_What is needed:_
The answer is one number: how many lines hold the string "React".
----------------
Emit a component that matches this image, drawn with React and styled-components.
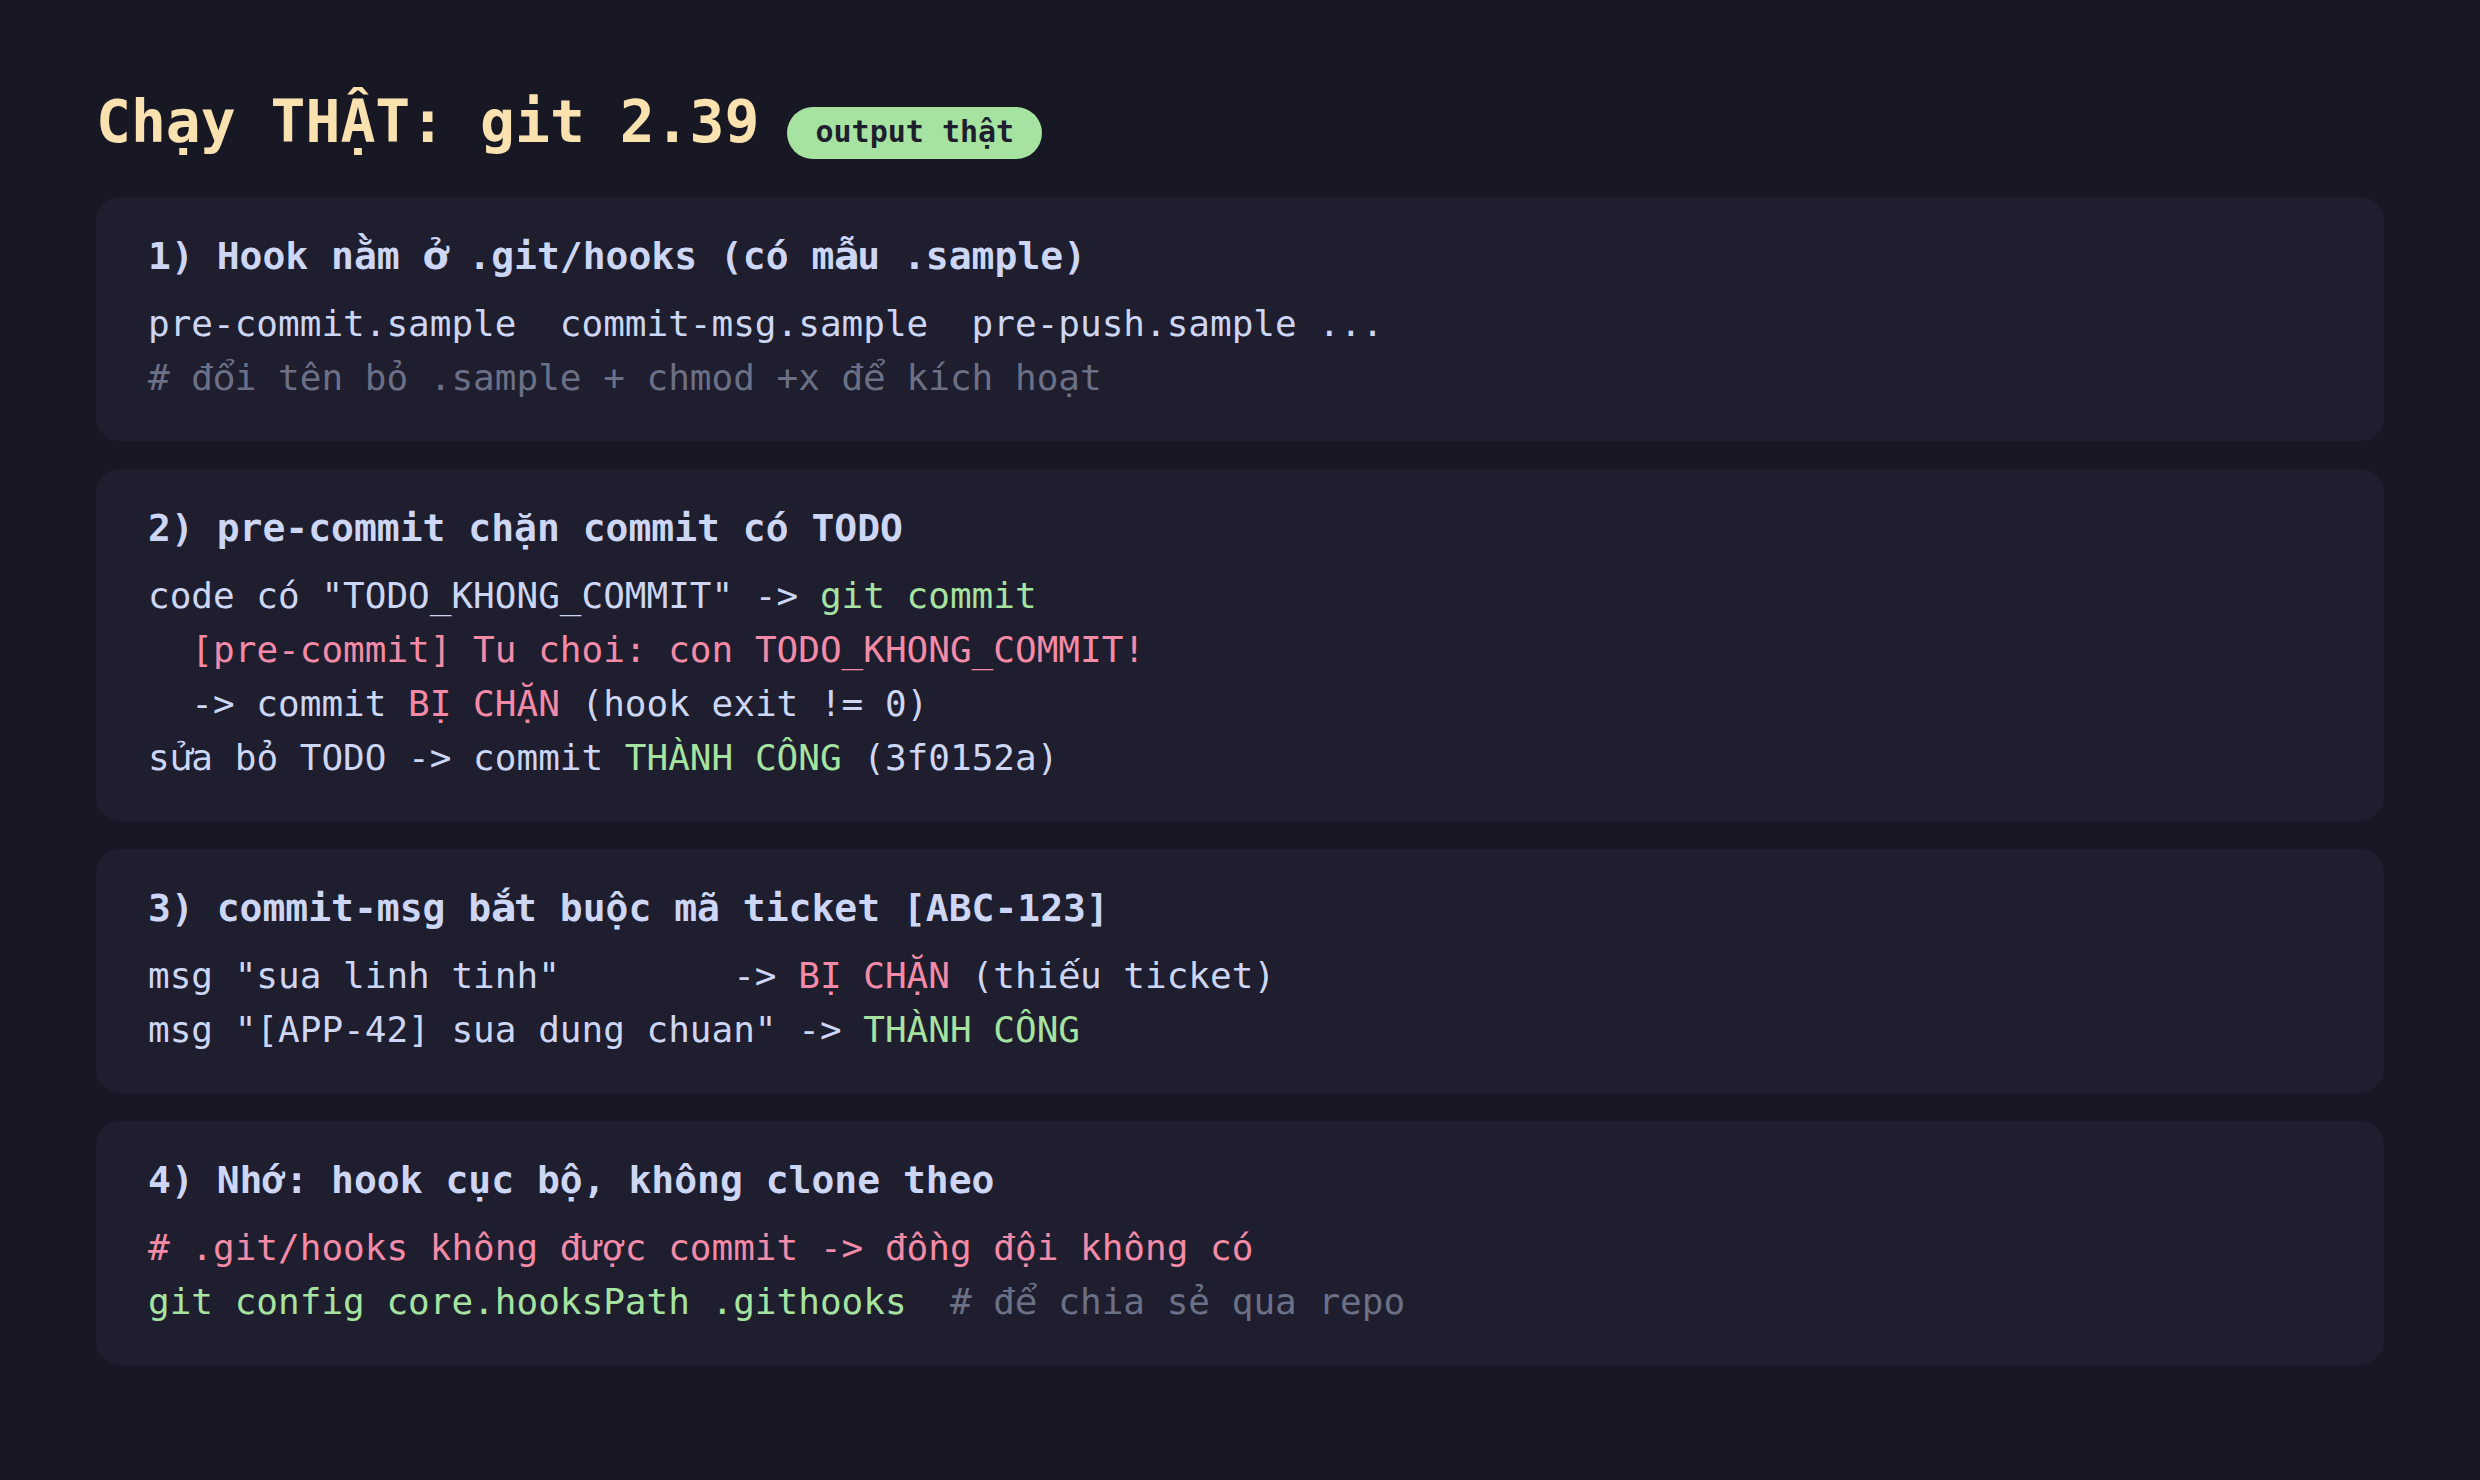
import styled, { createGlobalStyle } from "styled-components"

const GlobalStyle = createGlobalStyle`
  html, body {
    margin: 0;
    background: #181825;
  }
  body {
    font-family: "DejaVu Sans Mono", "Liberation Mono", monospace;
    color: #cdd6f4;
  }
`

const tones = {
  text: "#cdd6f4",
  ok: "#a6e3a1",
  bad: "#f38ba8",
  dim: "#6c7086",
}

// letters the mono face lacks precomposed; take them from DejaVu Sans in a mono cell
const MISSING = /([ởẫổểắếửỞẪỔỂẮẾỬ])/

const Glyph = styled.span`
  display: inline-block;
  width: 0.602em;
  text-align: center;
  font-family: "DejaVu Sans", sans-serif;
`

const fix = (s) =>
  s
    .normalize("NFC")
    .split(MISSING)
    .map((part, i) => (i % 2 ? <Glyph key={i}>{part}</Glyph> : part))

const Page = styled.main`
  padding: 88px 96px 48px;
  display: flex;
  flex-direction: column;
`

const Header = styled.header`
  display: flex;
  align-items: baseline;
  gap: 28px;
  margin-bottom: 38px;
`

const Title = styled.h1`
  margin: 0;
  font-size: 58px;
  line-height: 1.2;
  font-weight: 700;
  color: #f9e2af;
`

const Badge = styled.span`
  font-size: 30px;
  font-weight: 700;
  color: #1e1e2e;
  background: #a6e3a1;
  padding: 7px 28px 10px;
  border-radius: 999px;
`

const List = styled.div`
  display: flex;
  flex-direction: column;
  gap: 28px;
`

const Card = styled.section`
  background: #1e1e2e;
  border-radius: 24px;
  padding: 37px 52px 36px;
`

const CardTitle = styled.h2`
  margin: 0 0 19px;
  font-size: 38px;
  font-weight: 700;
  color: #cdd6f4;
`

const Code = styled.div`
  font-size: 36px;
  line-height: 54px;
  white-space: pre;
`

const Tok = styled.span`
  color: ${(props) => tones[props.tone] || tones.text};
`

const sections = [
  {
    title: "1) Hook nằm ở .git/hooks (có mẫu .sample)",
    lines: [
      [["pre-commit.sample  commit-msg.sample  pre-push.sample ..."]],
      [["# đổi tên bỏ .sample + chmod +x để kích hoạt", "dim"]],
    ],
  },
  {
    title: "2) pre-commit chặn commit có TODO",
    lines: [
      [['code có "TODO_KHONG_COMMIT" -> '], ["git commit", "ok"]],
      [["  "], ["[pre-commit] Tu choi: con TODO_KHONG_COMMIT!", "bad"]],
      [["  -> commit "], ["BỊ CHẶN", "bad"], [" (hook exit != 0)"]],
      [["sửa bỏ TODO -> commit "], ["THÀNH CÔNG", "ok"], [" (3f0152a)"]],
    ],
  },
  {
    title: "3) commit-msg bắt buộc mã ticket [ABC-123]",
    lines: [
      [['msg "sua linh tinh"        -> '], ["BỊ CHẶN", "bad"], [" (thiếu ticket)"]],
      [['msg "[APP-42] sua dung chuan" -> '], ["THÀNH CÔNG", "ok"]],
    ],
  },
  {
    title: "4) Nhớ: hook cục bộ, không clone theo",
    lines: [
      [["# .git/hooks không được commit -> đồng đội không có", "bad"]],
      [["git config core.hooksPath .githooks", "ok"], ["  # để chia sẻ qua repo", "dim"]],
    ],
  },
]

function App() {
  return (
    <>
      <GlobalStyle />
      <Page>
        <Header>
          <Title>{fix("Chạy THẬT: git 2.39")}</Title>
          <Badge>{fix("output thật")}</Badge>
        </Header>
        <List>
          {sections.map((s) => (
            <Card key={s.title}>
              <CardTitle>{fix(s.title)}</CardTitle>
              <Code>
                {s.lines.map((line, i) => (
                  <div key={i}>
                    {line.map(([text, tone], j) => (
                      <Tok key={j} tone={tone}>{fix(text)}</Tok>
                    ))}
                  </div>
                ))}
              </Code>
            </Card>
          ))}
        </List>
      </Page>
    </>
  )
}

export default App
----------------
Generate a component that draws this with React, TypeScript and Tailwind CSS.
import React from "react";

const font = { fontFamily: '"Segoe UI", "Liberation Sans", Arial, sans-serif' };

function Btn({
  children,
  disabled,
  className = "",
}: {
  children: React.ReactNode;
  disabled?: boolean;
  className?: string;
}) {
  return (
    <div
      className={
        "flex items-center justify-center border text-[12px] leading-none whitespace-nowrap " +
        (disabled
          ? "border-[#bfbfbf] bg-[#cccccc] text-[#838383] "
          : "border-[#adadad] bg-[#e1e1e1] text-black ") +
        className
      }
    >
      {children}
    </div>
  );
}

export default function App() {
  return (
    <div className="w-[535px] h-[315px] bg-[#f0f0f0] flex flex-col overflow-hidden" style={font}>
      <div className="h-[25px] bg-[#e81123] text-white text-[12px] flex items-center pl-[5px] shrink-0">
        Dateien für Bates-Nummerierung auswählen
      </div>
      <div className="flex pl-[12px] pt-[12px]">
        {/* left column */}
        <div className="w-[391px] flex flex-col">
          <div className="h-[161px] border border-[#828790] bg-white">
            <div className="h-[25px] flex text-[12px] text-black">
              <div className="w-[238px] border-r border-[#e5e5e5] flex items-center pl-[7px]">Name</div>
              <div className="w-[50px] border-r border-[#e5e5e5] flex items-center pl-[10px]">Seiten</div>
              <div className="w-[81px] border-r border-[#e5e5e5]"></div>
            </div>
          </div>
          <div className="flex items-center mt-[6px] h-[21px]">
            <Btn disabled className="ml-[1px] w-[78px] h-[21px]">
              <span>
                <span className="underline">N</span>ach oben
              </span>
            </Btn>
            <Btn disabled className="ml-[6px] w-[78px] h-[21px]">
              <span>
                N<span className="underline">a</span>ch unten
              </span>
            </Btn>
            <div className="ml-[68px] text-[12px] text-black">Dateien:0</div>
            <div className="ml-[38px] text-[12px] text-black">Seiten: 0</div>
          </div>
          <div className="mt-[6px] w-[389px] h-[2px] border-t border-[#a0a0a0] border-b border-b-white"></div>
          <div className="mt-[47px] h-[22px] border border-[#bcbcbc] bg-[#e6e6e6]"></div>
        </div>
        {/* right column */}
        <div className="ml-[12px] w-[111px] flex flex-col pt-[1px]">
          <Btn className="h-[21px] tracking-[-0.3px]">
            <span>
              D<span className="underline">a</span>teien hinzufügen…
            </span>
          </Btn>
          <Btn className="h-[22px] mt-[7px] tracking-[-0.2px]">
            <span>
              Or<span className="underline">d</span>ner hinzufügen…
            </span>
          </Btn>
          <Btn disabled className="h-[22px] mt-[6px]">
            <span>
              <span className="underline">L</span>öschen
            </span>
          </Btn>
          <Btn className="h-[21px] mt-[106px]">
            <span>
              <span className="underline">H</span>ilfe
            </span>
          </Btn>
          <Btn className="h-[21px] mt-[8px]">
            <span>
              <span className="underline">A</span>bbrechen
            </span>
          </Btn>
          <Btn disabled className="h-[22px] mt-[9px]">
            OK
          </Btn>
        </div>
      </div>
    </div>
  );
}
----------------
_Result:_
4